Jeremy: As we built a balanced scorecard for our support team, we sought to display only metrics that were within the agent’s control, which required quite a bit of simplification. First, we felt that Customer Satisfaction and Service Level were not completely within their control. While something they contribute to, it was more appropriate to share the overall team score. 

Then, since our main channel is email, we display emails sent per hour and show them where they stand in comparison to the team average and predetermined goal. However, showing them quantity can prove disastrous if not balanced with quality. That’s why we display the results of quality assessments just below that. This simplicity has given both agents and supervisors some much-needed focus.
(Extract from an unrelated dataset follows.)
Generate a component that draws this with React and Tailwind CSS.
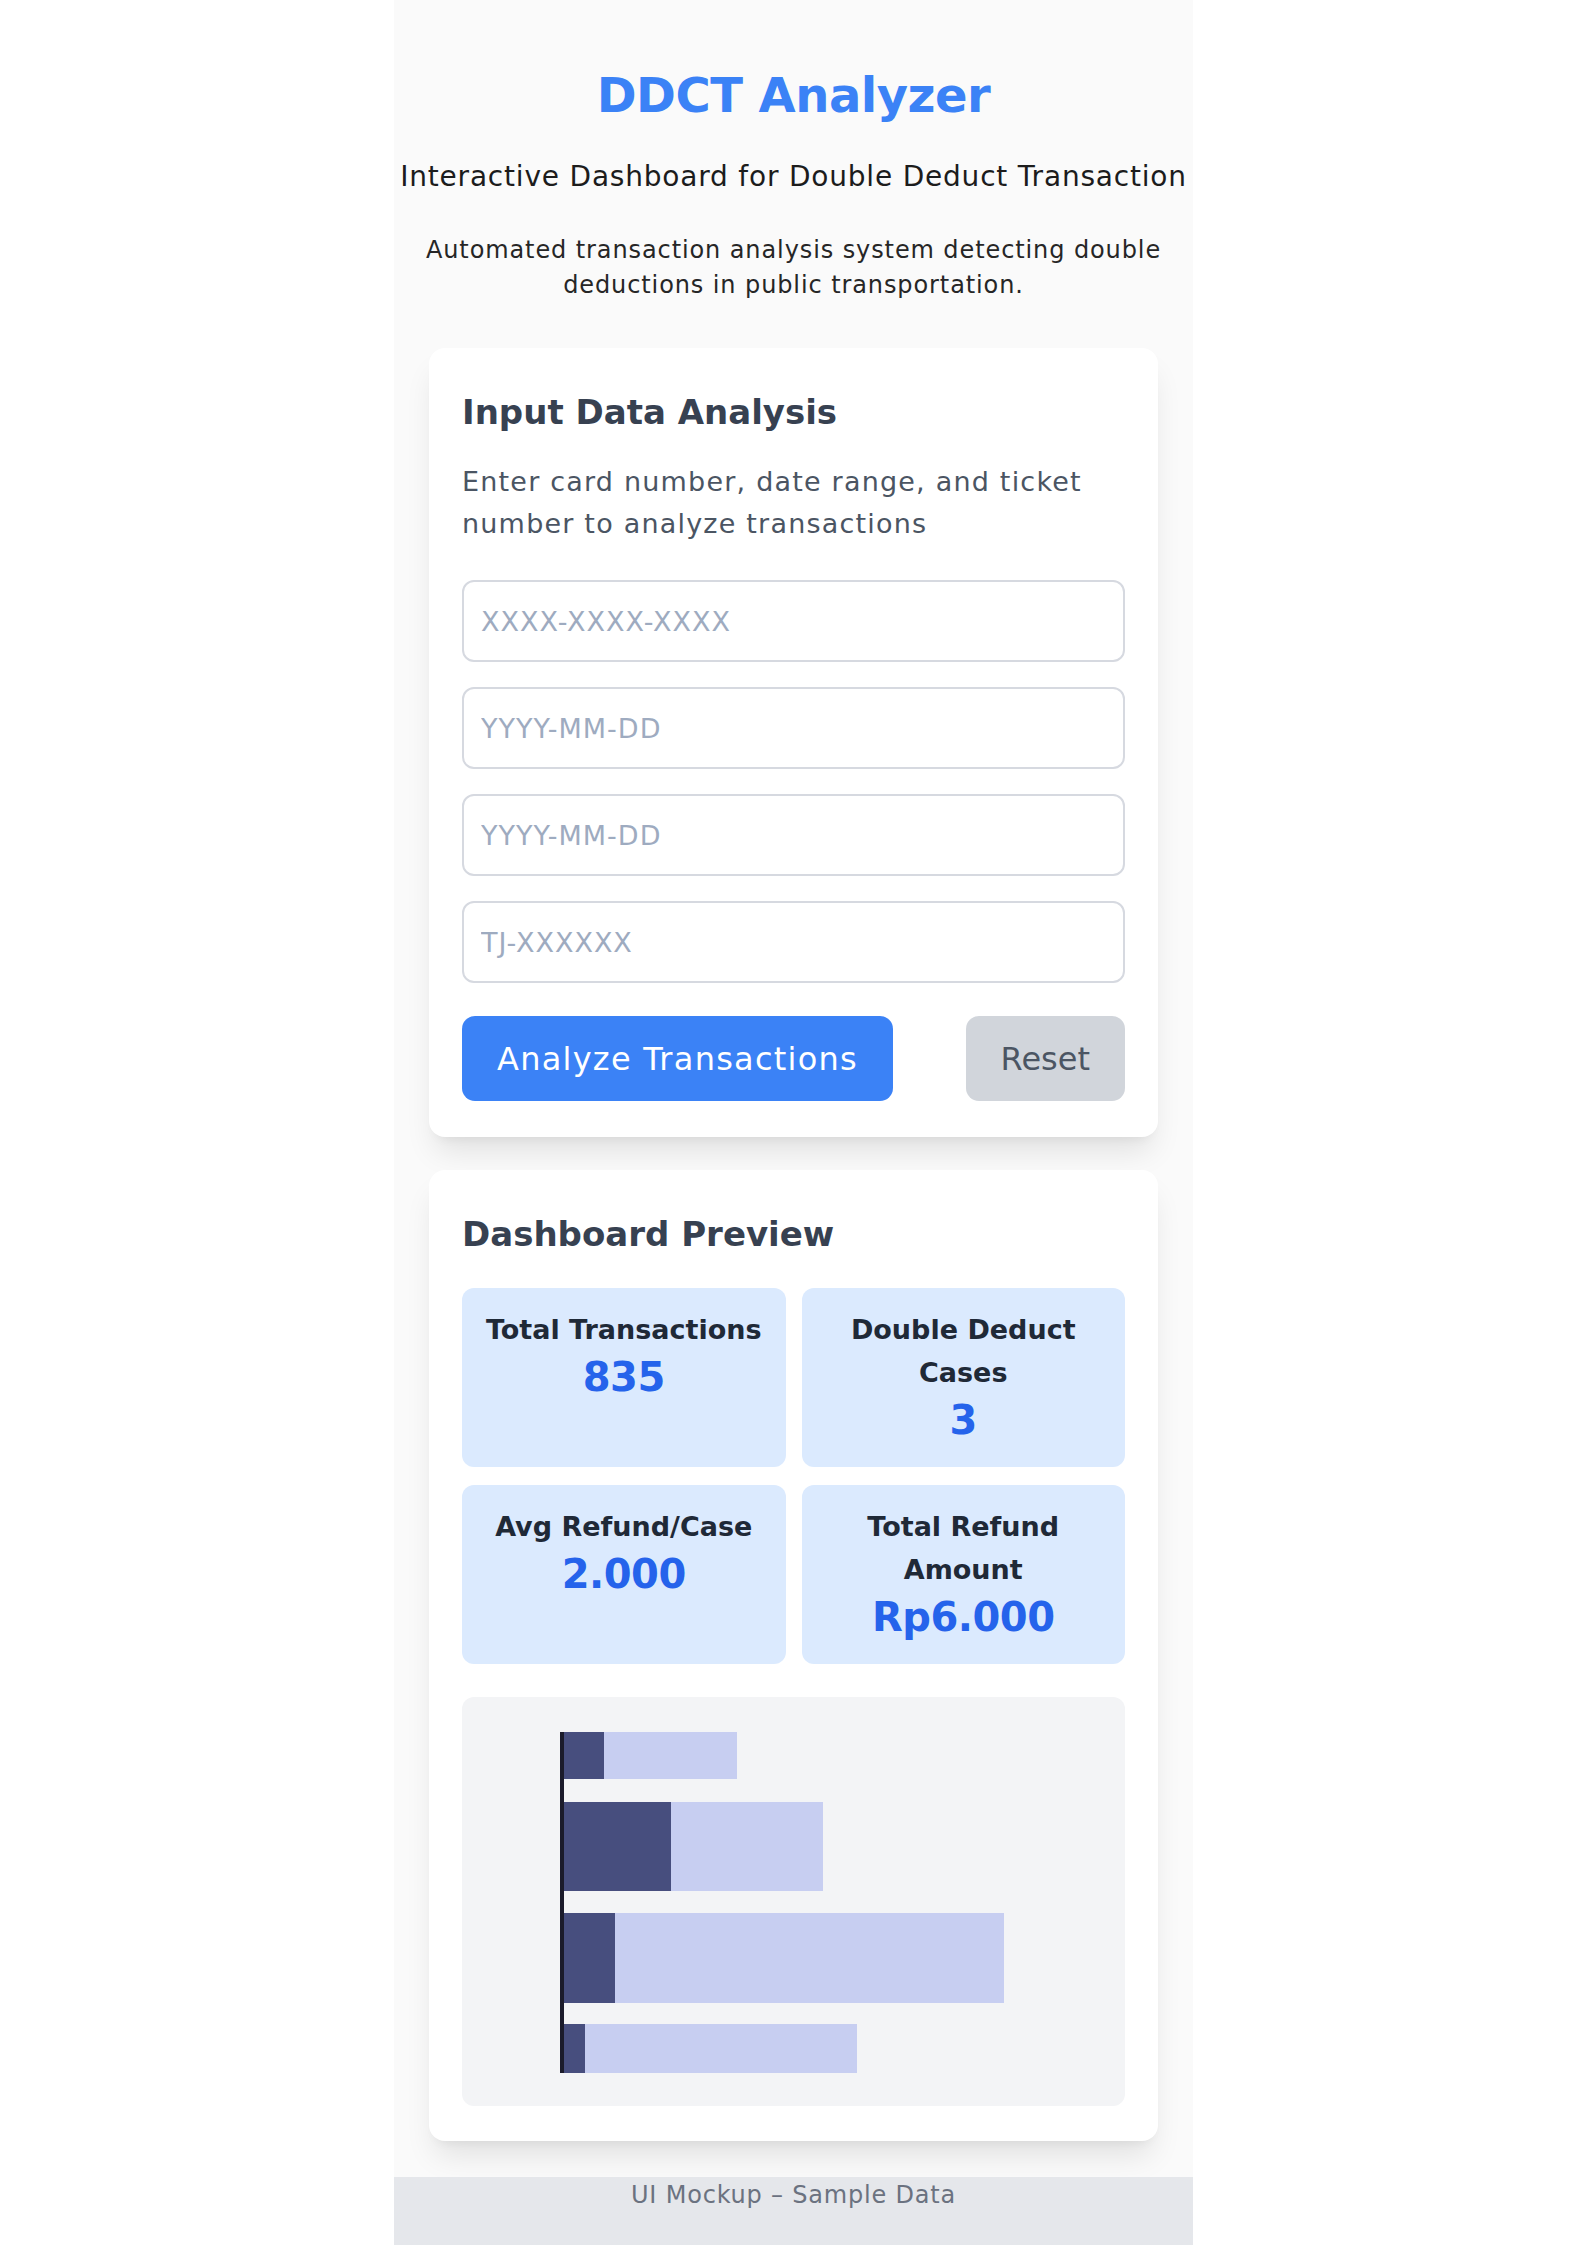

Finally, for our other channels, we’re moving more and more toward showing an occupancy metric. This is the percentage of time agents are occupied versus their scheduled work hours. There are still some variables with this one but it’s leading to conversations around how productive our team is being with their time.

How did the use of a balanced scorecard one-on-one framework enhance the quality of 1:1 conversations? 

Jeremy: Thinking about this in terms of before and after, I will say that it’s incredibly difficult to discuss productivity and quality with team members without having the metrics to back it up. Since establishing our scorecard, we’ve been able to show our lower performers where they can improve and set goals that are revisited on a regular basis. Of late, our 1:1 conversations have turned into celebrations as we see folks meet their goals. It’s amazing how that works!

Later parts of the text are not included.